EXERCISE BRIEF:
Locate each line with the string "that" in the listing below and copy it.

-- begin COLLECTED DATA --

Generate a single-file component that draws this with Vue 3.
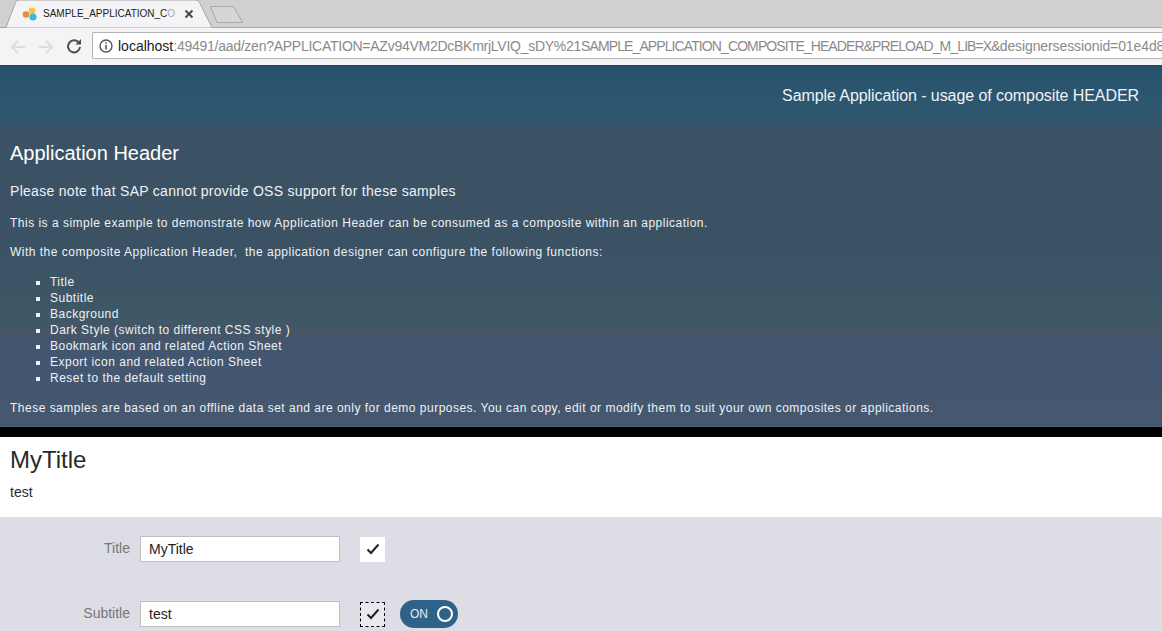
<template>
  <div class="page">
    <div class="tabstrip">
      <div class="tab">
        <svg class="tab-shape" width="226" height="28" viewBox="0 0 226 28"><path d="M0 27.5 H6 L15.5 2.5 Q16.5 0 19 0 H196 Q198.500 0 199.500 2.5 L212 27.5 H226" fill="#f4f3f5" stroke="#a4a5a5" stroke-width="1"/></svg>
        <svg class="favicon" width="16" height="16" viewBox="0 0 16 16"><circle cx="10" cy="4.700" r="3.300" fill="#f5c243"/><circle cx="4" cy="8.500" r="3.300" fill="#ef8a38"/><circle cx="11" cy="11" r="3.600" fill="#35bcd8"/></svg>
        <span class="tab-title">SAMPLE_APPLICATION_C<span class="fade">O</span></span>
        <svg class="tab-close" width="10" height="10" viewBox="0 0 10 10"><path d="M1.500 1.500 L8.500 8.500 M8.500 1.500 L1.500 8.500" stroke="#4a4a4a" stroke-width="2"/></svg>
      </div>
      <svg class="newtab" width="36" height="20" viewBox="0 0 36 20"><path d="M1.500 1.500 H24.500 L33.500 17.500 H8 Z" fill="#d6d7d5" stroke="#a6a7a6"/></svg>
    </div>
    <div class="toolbar">
      <svg class="nav" width="16" height="14" viewBox="0 0 16 14"><path d="M15 7 H2 M8 1 L2 7 L8 13" fill="none" stroke="#dddddf" stroke-width="2"/></svg>
      <svg class="nav" width="16" height="14" viewBox="0 0 16 14"><path d="M1 7 H14 M8 1 L14 7 L8 13" fill="none" stroke="#dddddf" stroke-width="2"/></svg>
      <svg class="reload" width="16" height="16" viewBox="0 0 16 16"><path d="M13 5 A6 6 0 1 0 14 9" fill="none" stroke="#4e4e4e" stroke-width="2"/><path d="M9.500 6.500 H15 V1 Z" fill="#4e4e4e"/></svg>
      <div class="omnibox">
        <svg width="14" height="14" viewBox="0 0 14 14" class="info"><circle cx="7" cy="7" r="6" fill="none" stroke="#555" stroke-width="1.400"/><path d="M7 6 V10.500 M7 3.200 V4.800" stroke="#555" stroke-width="1.600"/></svg>
        <span class="url"><span class="host">localhost</span><span class="seg-a">:49491/aad/zen?APPLICATION=AZv94VM2DcBKmrjLVIQ_sDY%21</span><span class="seg-b">SAMPLE_APPLICATION_COMPOSITE_HEADER&amp;PRELOAD_M_LIB=X&amp;</span><span class="seg-c">designersessionid=01e4d8</span></span>
      </div>
    </div>
    <header class="shell-head">Sample Application - usage of composite HEADER</header>
    <section class="intro">
      <h1>Application Header</h1>
      <p class="note">Please note that SAP cannot provide OSS support for these samples</p>
      <p class="body first">This is a simple example to demonstrate how Application Header can be consumed as a composite within an application.</p>
      <p class="body second">With the composite Application Header,&nbsp; the application designer can configure the following functions:</p>
      <ul>
        <li v-for="item in items" :key="item">{{ item }}</li>
      </ul>
      <p class="body last">These samples are based on an offline data set and are only for demo purposes. You can copy, edit or modify them to suit your own composites or applications.</p>
    </section>
    <div class="blackbar"></div>
    <section class="app-head">
      <div class="app-title">MyTitle</div>
      <div class="app-sub">test</div>
    </section>
    <section class="form">
      <div class="row">
        <label>Title</label>
        <div class="input">MyTitle</div>
        <div class="check"><svg width="14" height="12" viewBox="0 0 14 12"><path d="M1.500 6.500 L5 10 L12.500 1.500" fill="none" stroke="#222" stroke-width="2"/></svg></div>
      </div>
      <div class="row second-row">
        <label>Subtitle</label>
        <div class="input">test</div>
        <div class="check focus"><svg width="14" height="12" viewBox="0 0 14 12"><path d="M1.500 6.500 L5 10 L12.500 1.500" fill="none" stroke="#222" stroke-width="2"/></svg></div>
        <div class="switch"><span>ON</span><i></i></div>
      </div>
    </section>
  </div>
</template>

<script setup>
const items = [
  'Title',
  'Subtitle',
  'Background',
  'Dark Style (switch to different CSS style )',
  'Bookmark icon and related Action Sheet',
  'Export icon and related Action Sheet',
  'Reset to the default setting'
]
</script>

<style>
html, body { margin: 0; overflow: hidden; }
</style>

<style scoped>
.page { width: 1162px; height: 631px; overflow: hidden; font-family: "Liberation Sans", Arial, sans-serif; background: #dddee5; }
.tabstrip { height: 28px; background: #d0d1cf; position: relative; display: flex; box-sizing: border-box; box-shadow: inset 0 -1px 0 #a4a5a5; }
.tab { width: 226px; height: 28px; position: relative; display: flex; align-items: center; flex: none; }
.tab-shape { position: absolute; left: 0; top: 0; }
.favicon { position: relative; margin-left: 22px; flex: none; }
.tab-title { position: relative; top: -1px; font-size: 10px; margin-left: 5px; color: #222; white-space: nowrap; }
.fade { color: #aaa; }
.tab-close { position: relative; margin-left: 9px; flex: none; }
.newtab { margin: 5px 0 0 -17px; }
.toolbar { height: 37px; background: #f4f3f5; display: flex; align-items: center; padding: 0 0 2px 10px; box-sizing: border-box; }
.nav { margin-right: 12px; margin-top: 2px; flex: none; }
.reload { flex: none; }
.omnibox { margin-left: 10px; flex: 1; height: 27px; min-width: 0; background: #fff; border: 1px solid #b5b5b5; border-right: 0; border-radius: 2px 0 0 2px; display: flex; align-items: center; overflow: hidden; box-sizing: border-box; }
.info { margin-left: 6px; flex: none; }
.url { margin-left: 5px; font-size: 14px; color: #8a8a8a; white-space: nowrap; }
.host { color: #222; }
.seg-a { letter-spacing: -.26px; }
.seg-b { letter-spacing: -.9px; }
.seg-c { letter-spacing: -.1px; }
.shell-head { height: 60px; box-sizing: border-box; padding: 21px 23px 0 0; text-align: right; color: #eef3f5; font-size: 16px; line-height: 19px; letter-spacing: -.07px; background: linear-gradient(#1f4a64 0, #26516c 3px, #2c5670 50%, #31566e); }
.intro { height: 302px; box-sizing: border-box; padding: 17px 10px 0; color: #eef1f3; background: linear-gradient(#3b5266 0, #3b5265 40%, #3e5866 64%, #465566 68%, #43566f 73%, #45586f 99.600%, #56677c 100%); }
h1 { margin: 0; font-size: 20px; line-height: 23px; font-weight: 400; color: #fff; }
.note { margin: 18px 0 0; font-size: 14px; line-height: 16px; letter-spacing: .29px; }
.body { margin: 0; font-size: 12px; line-height: 14px; letter-spacing: .49px; }
.first { margin-top: 17px; }
.second { margin-top: 15px; }
ul { margin: 15px 0 0; padding: 0 0 0 40px; font-size: 12px; line-height: 16px; letter-spacing: .49px; list-style-type: square; }
.last { margin-top: 15px; }
.blackbar { height: 10px; background: #000; }
.app-head { height: 80px; background: #fff; box-sizing: border-box; padding: 9px 10px 0; color: #2a2a2a; }
.app-title { font-size: 24px; line-height: 27px; }
.app-sub { margin-top: 11px; font-size: 14px; line-height: 16px; }
.form { padding-top: 19px; }
.row { display: flex; align-items: center; height: 26px; }
.second-row { margin-top: 39px; }
label { width: 130px; position: relative; top: -1px; text-align: right; font-size: 14px; color: #777; flex: none; }
.input { margin-left: 10px; width: 200px; height: 26px; box-sizing: border-box; background: #fff; border: 1px solid #bfbfbf; padding-left: 8px; font-size: 14px; line-height: 25px; color: #222; flex: none; }
.check { margin-left: 20px; width: 25px; height: 25px; background: #fff; box-sizing: border-box; display: flex; align-items: center; justify-content: center; flex: none; }
.check.focus { border: 1px dashed #000; background: #e9e9ef; }
.switch { margin-left: 15px; width: 58px; height: 28px; border-radius: 14px; background: #2f6288; color: #e8eef3; font-size: 12px; display: flex; align-items: center; box-sizing: border-box; padding-left: 10px; position: relative; }
.switch i { position: absolute; right: 5px; top: 6px; width: 16px; height: 16px; box-sizing: border-box; border: 2.5px solid #fff; border-radius: 50%; }
</style>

-- end COLLECTED DATA --

RESPONSE TO THE TASK:
Generate a single-file component that draws this with Vue 3.
      <p class="note">Please note that SAP cannot provide OSS support for these samples</p>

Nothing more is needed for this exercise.